A year ago cosmetics retailer Lush was in the midst of improving its new in-store pickup program, trying to fix issues that were slowing down the ordering process for customers.
Then the COVID-19 pandemic hit.
“Those early days were all about firefighting,” Terra Cochrane, the head of Lush’s digital operations and e-commerce in North America, said in an interview. The company had to set aside its pickup program to deal with skyrocketing call centre volumes, and the logistics of temporarily shuttering stores and having employees work from home. It also had to make sure its e-commerce operations – now more critical than ever – were running as smoothly as possible.
“COVID-19 didn’t change the focus in terms of what we wanted to do with the digital experience, but it exposed issues that weren’t as visible when we weren’t scaling as high,” Cochrane said, pointing to challenges in logistics and back-end systems.
“You see those warts more obviously when you’re scaling at higher volumes.”
Lush’s experience through the pandemic has been one that retailers around the world have been grappling with – how to adjust supply chains and logistics to handle unprecedented e-commerce volumes.
The COVID-19 pandemic has divided retailers into a list of winners and losers, with the key separation between the two coming down to investments in e-commerce. A seamless digital experience is more important than ever, a report from global consulting firm McKinsey says.
“As retailers look to the future, they will need to contend with consumers’ expectation for seamless omnichannel fulfillment, as well as retailers’ own increasing productivity pressures,” the McKinsey report said.
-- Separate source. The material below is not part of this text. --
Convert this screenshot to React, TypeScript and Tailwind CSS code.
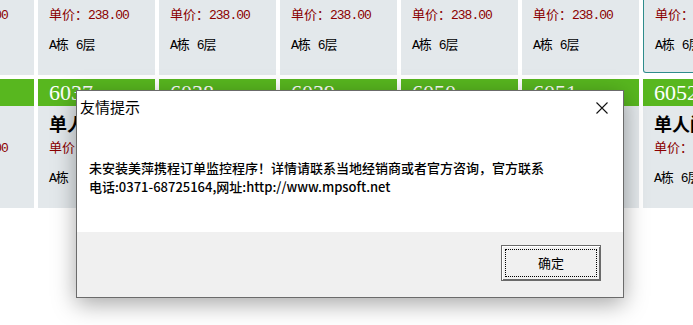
import React from "react";

interface Room {
  no: string;
  selected?: boolean;
}

const topRow: Room[] = [
  { no: "6025" },
  { no: "6026" },
  { no: "6027" },
  { no: "6028" },
  { no: "6029" },
  { no: "6030" },
  { no: "6031", selected: true },
];

const bottomRow: Room[] = [
  { no: "6036" },
  { no: "6037" },
  { no: "6038" },
  { no: "6039" },
  { no: "6050" },
  { no: "6051" },
  { no: "6052" },
];

function RoomCard({ room }: { room: Room }) {
  return (
    <div className="w-[117px] h-[129px] shrink-0 flex flex-col">
      <div className="h-[27px] bg-[#58b71f] pl-[11px] text-white text-[22px] leading-[27px] font-['Liberation_Serif',serif]">
        {room.no}
      </div>
      <div
        className={`flex-1 bg-[#e3e8eb] pl-[11px] pt-[7px] ${
          room.selected ? "border border-t-0 border-[#2f8c8c] rounded-bl-[3px] pl-[10px] mb-[2px]" : ""
        }`}
      >
        <div className="text-[18px] leading-[20px] font-bold text-black font-['Noto_Sans_CJK_SC',sans-serif]">
          单人间
        </div>
        <div className="mt-[6px] text-[13px] leading-[16px] text-[#8b0000] font-['Noto_Sans_CJK_SC',sans-serif]">
          单价：
          <span className="font-['Liberation_Mono',monospace] tracking-[-1px]">238.00</span>
        </div>
        <div className="mt-[12px] text-[13px] leading-[16px] text-black font-['Noto_Sans_CJK_SC',sans-serif]">
          <span className="font-['Liberation_Mono',monospace] tracking-[-1px]">A</span>栋
          <span className="font-['Liberation_Mono',monospace] tracking-[-1px]"> 6</span>层
        </div>
      </div>
    </div>
  );
}

export default function App() {
  return (
    <div className="relative w-[693px] h-[325px] overflow-hidden bg-white">
      {/* Room grid */}
      <div className="flex flex-col gap-[4px] -mt-[54px] -ml-[83px]">
        <div className="flex gap-[4px]">
          {topRow.map((r) => (
            <RoomCard key={r.no} room={r} />
          ))}
        </div>
        <div className="flex gap-[4px]">
          {bottomRow.map((r) => (
            <RoomCard key={r.no} room={r} />
          ))}
        </div>
      </div>

      {/* Message box */}
      <div className="absolute left-[76px] top-[90px] w-[548px] h-[208px] border border-[#6b6b6b] bg-white shadow-[0_6px_22px_rgba(0,0,0,0.35)] flex flex-col font-['Noto_Sans_CJK_SC',sans-serif]">
        <div className="h-[141px] flex flex-col">
          <div className="flex items-center justify-between h-[33px] pl-[3px] pr-[15px]">
            <span className="text-[15px] text-black">友情提示</span>
            <svg width="12" height="12" viewBox="0 0 12 12" className="mt-[1px]">
              <path d="M0.5 0.5 L11.5 11.5 M11.5 0.5 L0.5 11.5" stroke="#111" strokeWidth="1.1" />
            </svg>
          </div>
          <div className="pl-[12px] pt-[34px] text-[13px] leading-[19px] font-medium text-black">
            <div>未安装美萍携程订单监控程序！详情请联系当地经销商或者官方咨询，官方联系</div>
            <div>电话:0371-68725164,网址:http://www.mpsoft.net</div>
          </div>
        </div>
        <div className="flex-1 bg-[#f0f0f0] flex justify-end items-start pt-[13px] pr-[22px]">
          <button className="w-[100px] h-[36px] bg-[#f0f0f0] border border-[#6a6a6a] shadow-[inset_1px_1px_0_#ffffff,inset_-1px_-1px_0_#6a6a6a] p-[3px]">
            <div className="w-full h-full border border-dotted border-black flex items-center justify-center text-[13px] text-black">
              确定
            </div>
          </button>
        </div>
      </div>
    </div>
  );
}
Doug Stephens, founder of Toronto-based consultant firm Retail Prophet, says the retailers that have been thriving in e-commerce through the pandemic have invested in digital operations for years, not months or weeks. He points to Nike as an example.
“The seeds were planted long ago for Nike, shifting from wholesale sales to more direct-to-consumer. That was the first real underpinnings of their transformation,” he said in an interview.
“That brought an intense focus on customer experience and massive investments in digital and supply chain technology, so they could properly serve consumers directly at scale.”
What retailers are doing right
Aritzia is another retailer that has posted strong results throughout the pandemic, thanks in large part to its quick shift to digital in the early days of COVID-19 and consistent e-commerce investments. CIBC World Markets analyst Mark Petrie wrote in a note to clients in January after Aritiza posted third quarter results that the company “is well positioned to reach new heights on the other side of COVID.”
“Sales grew, profits barely dropped and cash flows surged as e-commerce sustained and store productivity improved,” Petrie wrote.
“The consistent e-commerce growth with only modest decline in store productivity shows strength in these times.”
Unlike many retailers, curbside pickup has not become a critical service for Aritiza through the pandemic. Chief executive Brian Hill told analysts on a conference call recently that that’s due in part to the company’s strength in e-commerce.
“Our e-commerce is so effective,” Hill said.
“If you’re in Toronto and you order something before noon today, you could potentially get it by tomorrow morning. So we’ve just found that our e-commerce channel is so efficient that people prefer that meaningfully over curbside pickup.”
For Lush, Cochrane said the key part in the early days of the pandemic was removing friction from the online ordering process. For example, the company improved its inventory visibility on its website, so customers know which items are available for in-store pickup or online shipping before they get to checkout.
“We needed to find ways for customers to get their orders faster. That quickly became the No. 1 priority,” she said. Lush was recently listed as one of the top retailers in Canada when it came to online experience, according to the Wow Digital survey conducted by Leger. The web survey polled nearly 14,000 Canadians ages 15 and older who had recently visited at least one website or app. Leger said 173 websites and apps were considered, with 300 respondents evaluated each one.